8) From engineer to acclaimed writer. What skills from your old profession did you take along with you?
Planning. I have some writer friends who just launch into their books, not having any idea how it’s going to turn out. Alas, I can’t operate like that. I need a clear idea of where I’m headed before I start. Now that doesn’t mean it won’t change and it invariably does, but I do plan my books and my time in quite a lot of detail.
More directly Devil’s Kiss climaxes on a building site so that’s been directly drawn from my life in construction.
9) What’s your perfect “writing habitat”?
I’ve got a fairly standard routine. After I’ve dropped the kids at school I write almost straight through until I pick them up. I aim to get 2,000 words down per day. I also work in a cafe a few days a week, just for a change of scene and I enjoy seeing people. I’ve written two books in that cafe so the locals know me well. Writing can be a very lonely profession so it’s good to work in company.
10) I know you recently toured the US. How was it? Any chance to see you in Italy in the near future to get our copies signed?
I’ve been to Italy three times in the last four years!
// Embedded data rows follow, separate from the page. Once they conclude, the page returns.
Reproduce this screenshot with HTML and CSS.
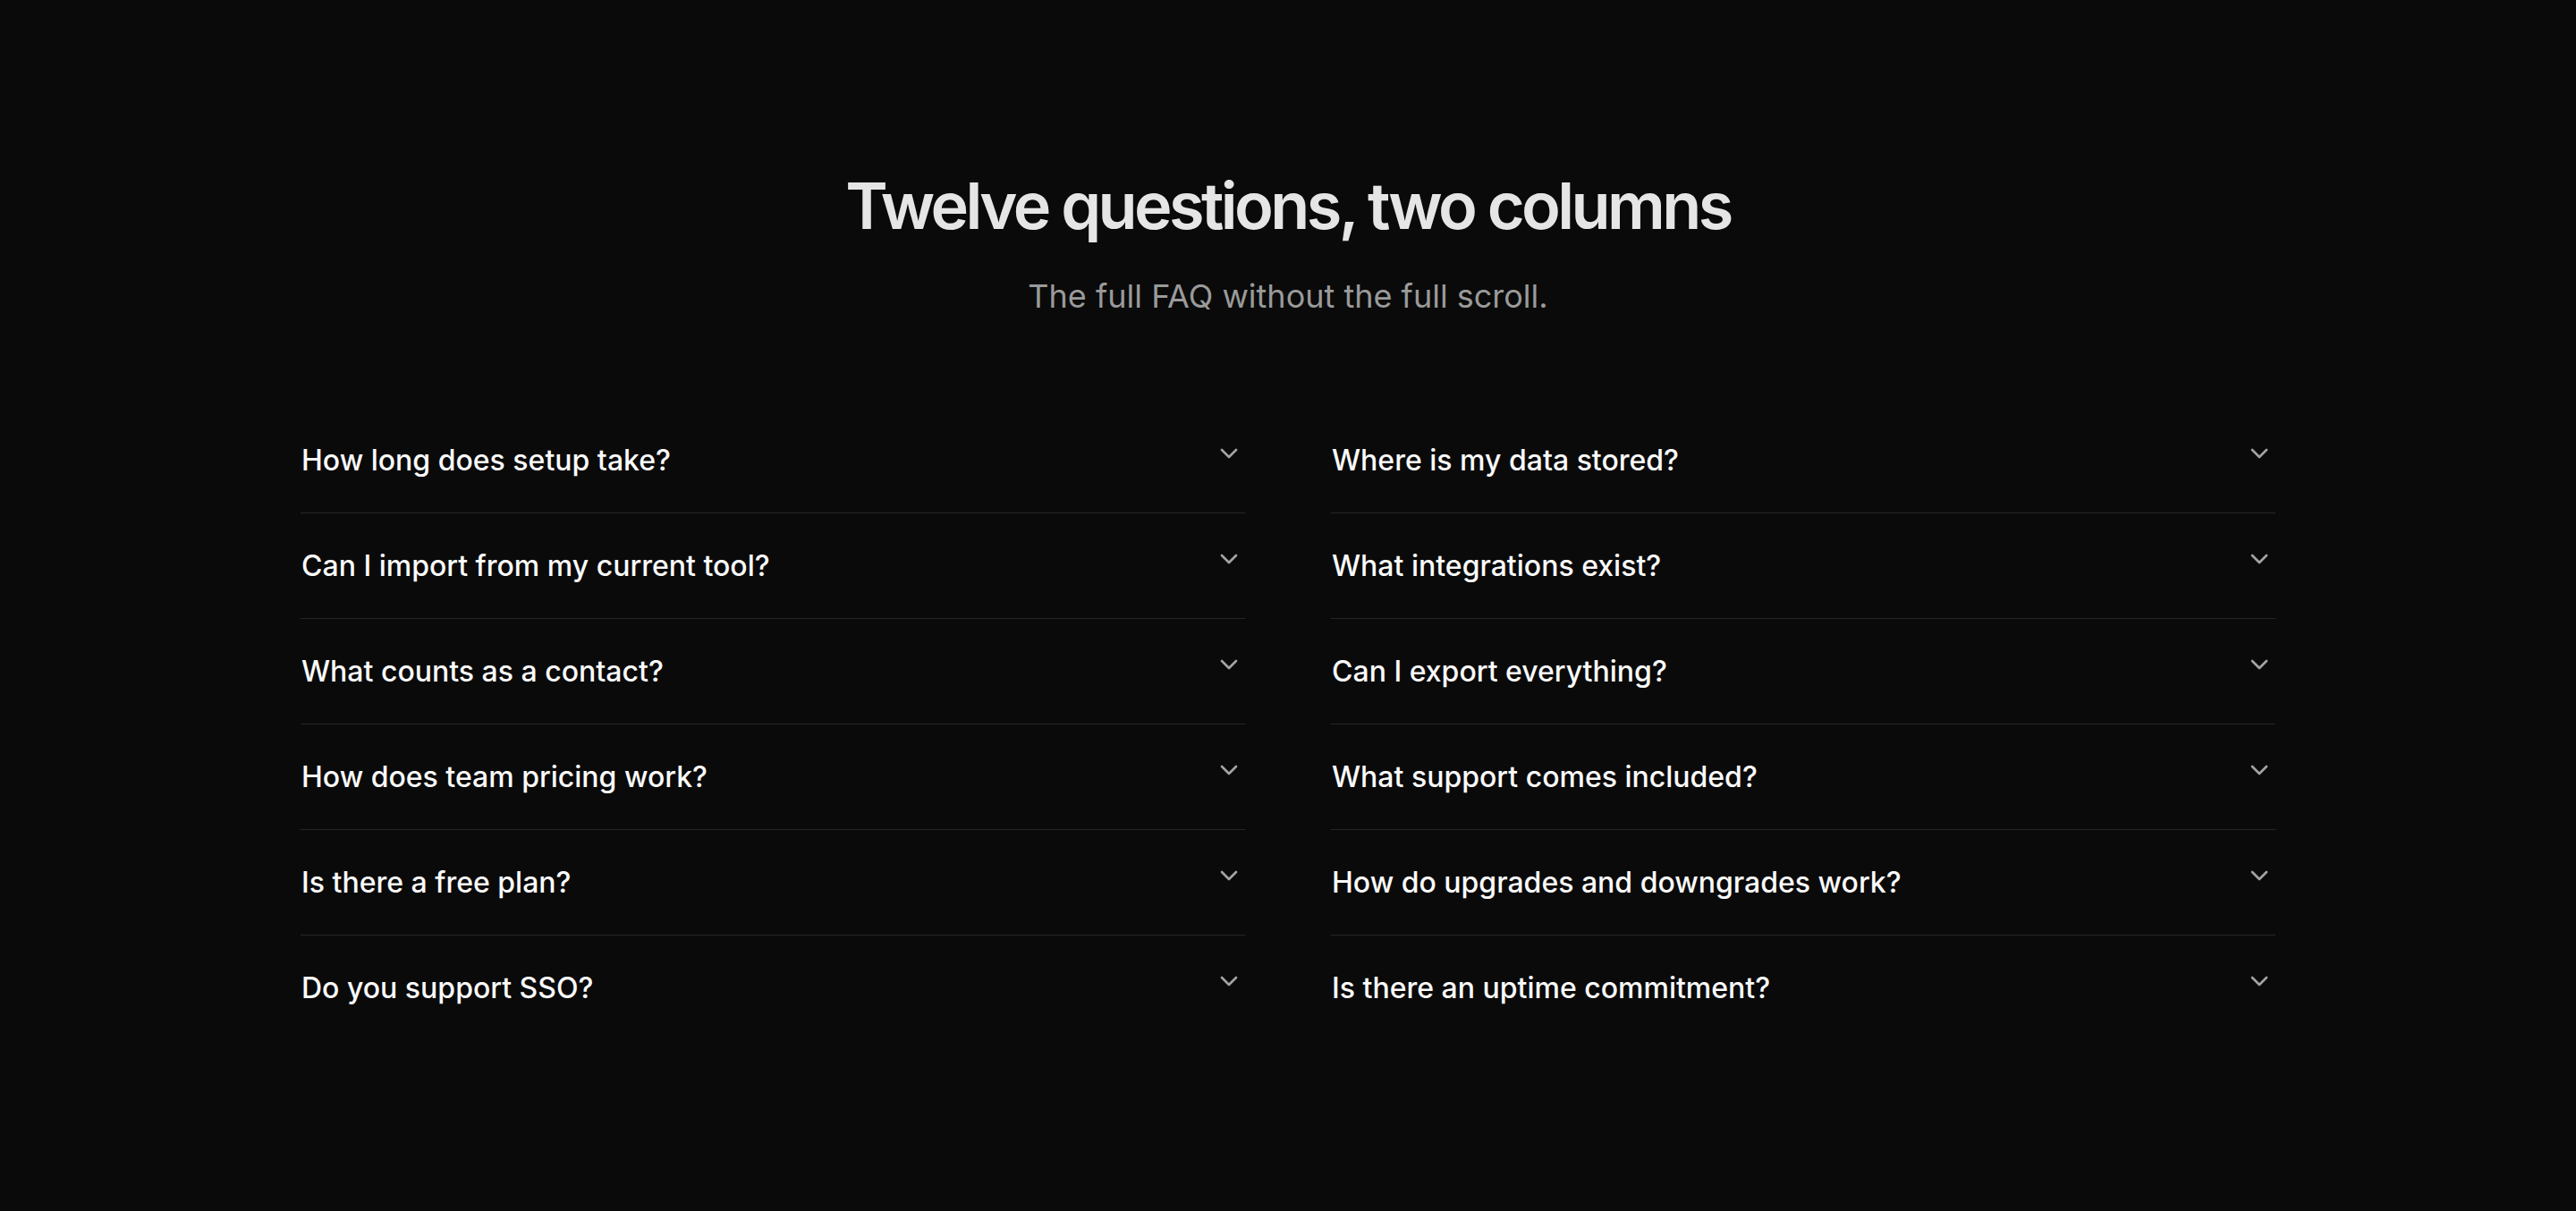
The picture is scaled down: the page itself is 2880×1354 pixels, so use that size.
FILE: index.html
```html
<!DOCTYPE html>
<html lang="en">
<head>
    <meta charset="UTF-8">
    <meta name="viewport" content="width=device-width, initial-scale=1.0">
    <title>FAQ</title>
    <link rel="stylesheet" href="styles.css">
</head>
<body>
    <section class="faq">
        <header class="faq-header">
            <h1>Twelve questions, two columns</h1>
            <p class="subtitle">The full FAQ without the full scroll.</p>
        </header>

        <div class="faq-grid">
            <div class="faq-column">
                <div class="faq-item">
                    <button class="faq-question" type="button" aria-expanded="false">
                        <span>How long does setup take?</span>
                        <svg class="chevron" viewBox="0 0 24 24"><path d="m6 9 6 6 6-6"/></svg>
                    </button>
                </div>
                <div class="faq-item">
                    <button class="faq-question" type="button" aria-expanded="false">
                        <span>Can I import from my current tool?</span>
                        <svg class="chevron" viewBox="0 0 24 24"><path d="m6 9 6 6 6-6"/></svg>
                    </button>
                </div>
                <div class="faq-item">
                    <button class="faq-question" type="button" aria-expanded="false">
                        <span>What counts as a contact?</span>
                        <svg class="chevron" viewBox="0 0 24 24"><path d="m6 9 6 6 6-6"/></svg>
                    </button>
                </div>
                <div class="faq-item">
                    <button class="faq-question" type="button" aria-expanded="false">
                        <span>How does team pricing work?</span>
                        <svg class="chevron" viewBox="0 0 24 24"><path d="m6 9 6 6 6-6"/></svg>
                    </button>
                </div>
                <div class="faq-item">
                    <button class="faq-question" type="button" aria-expanded="false">
                        <span>Is there a free plan?</span>
                        <svg class="chevron" viewBox="0 0 24 24"><path d="m6 9 6 6 6-6"/></svg>
                    </button>
                </div>
                <div class="faq-item">
                    <button class="faq-question" type="button" aria-expanded="false">
                        <span>Do you support SSO?</span>
                        <svg class="chevron" viewBox="0 0 24 24"><path d="m6 9 6 6 6-6"/></svg>
                    </button>
                </div>
            </div>

            <div class="faq-column">
                <div class="faq-item">
                    <button class="faq-question" type="button" aria-expanded="false">
                        <span>Where is my data stored?</span>
                        <svg class="chevron" viewBox="0 0 24 24"><path d="m6 9 6 6 6-6"/></svg>
                    </button>
                </div>
                <div class="faq-item">
                    <button class="faq-question" type="button" aria-expanded="false">
                        <span>What integrations exist?</span>
                        <svg class="chevron" viewBox="0 0 24 24"><path d="m6 9 6 6 6-6"/></svg>
                    </button>
                </div>
                <div class="faq-item">
                    <button class="faq-question" type="button" aria-expanded="false">
                        <span>Can I export everything?</span>
                        <svg class="chevron" viewBox="0 0 24 24"><path d="m6 9 6 6 6-6"/></svg>
                    </button>
                </div>
                <div class="faq-item">
                    <button class="faq-question" type="button" aria-expanded="false">
                        <span>What support comes included?</span>
                        <svg class="chevron" viewBox="0 0 24 24"><path d="m6 9 6 6 6-6"/></svg>
                    </button>
                </div>
                <div class="faq-item">
                    <button class="faq-question" type="button" aria-expanded="false">
                        <span>How do upgrades and downgrades work?</span>
                        <svg class="chevron" viewBox="0 0 24 24"><path d="m6 9 6 6 6-6"/></svg>
                    </button>
                </div>
                <div class="faq-item">
                    <button class="faq-question" type="button" aria-expanded="false">
                        <span>Is there an uptime commitment?</span>
                        <svg class="chevron" viewBox="0 0 24 24"><path d="m6 9 6 6 6-6"/></svg>
                    </button>
                </div>
            </div>
        </div>
    </section>
</body>
</html>
```

FILE: styles.css
```css
* {
    margin: 0;
    padding: 0;
    box-sizing: border-box;
}

body {
    font-family: Inter, 'Noto Sans', sans-serif;
    background: #0a0a0a;
    color: #fafafa;
    min-height: 100vh;
}

.faq {
    padding: 190px 0 120px;
}

.faq-header {
    text-align: center;
}

h1 {
    color: #e5e5e5;
    font-size: 72px;
    line-height: 1.1;
    font-weight: 600;
    letter-spacing: -0.05em;
}

.subtitle {
    margin-top: 35px;
    color: #9a9a9a;
    font-size: 36px;
    line-height: 1.5;
}

.faq-grid {
    max-width: 2208px;
    margin: 98px auto 0;
    display: grid;
    grid-template-columns: 1fr 1fr;
    gap: 96px;
}

.faq-item {
    border-bottom: 1px solid #262626;
}

.faq-item:last-child {
    border-bottom: none;
}

.faq-question {
    width: 100%;
    display: flex;
    align-items: flex-start;
    justify-content: space-between;
    gap: 24px;
    padding: 34.5px 0 34.5px 1px;
    background: none;
    border: none;
    color: #fafafa;
    font-family: inherit;
    font-size: 32px;
    line-height: 48px;
    font-weight: 500;
    text-align: left;
    cursor: pointer;
}

.chevron {
    flex-shrink: 0;
    width: 32px;
    height: 32px;
    margin-right: 2px;
    fill: none;
    stroke: #a3a3a3;
    stroke-width: 2;
    stroke-linecap: round;
    stroke-linejoin: round;
}
```
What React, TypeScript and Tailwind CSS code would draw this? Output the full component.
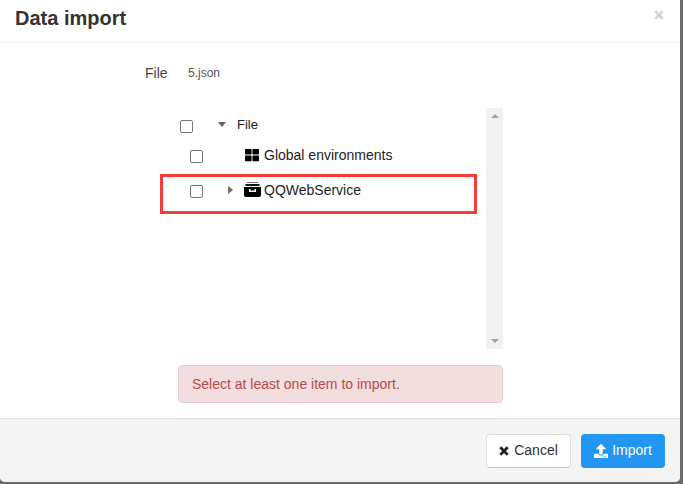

There was Rome for my wife’s birthday, then Bologna for the book fair and recently to Naples to visit Pompeii and Herculaneum.
I studied Latin at school and have been fascinated by Roman history ever since, so going to Pompeii was a life-long ambition of mine, and it was everything I’d hoped it would be. The period of the Julian Caesars is probably my most favourite period of history. Without giving too much away Mount Vesuvius and the fate of Pompeii has a direct relevance to my second book, Dark Goddess.
I’m sure I’ll be in Italy soon enough and it would be very cool to sign some of my books.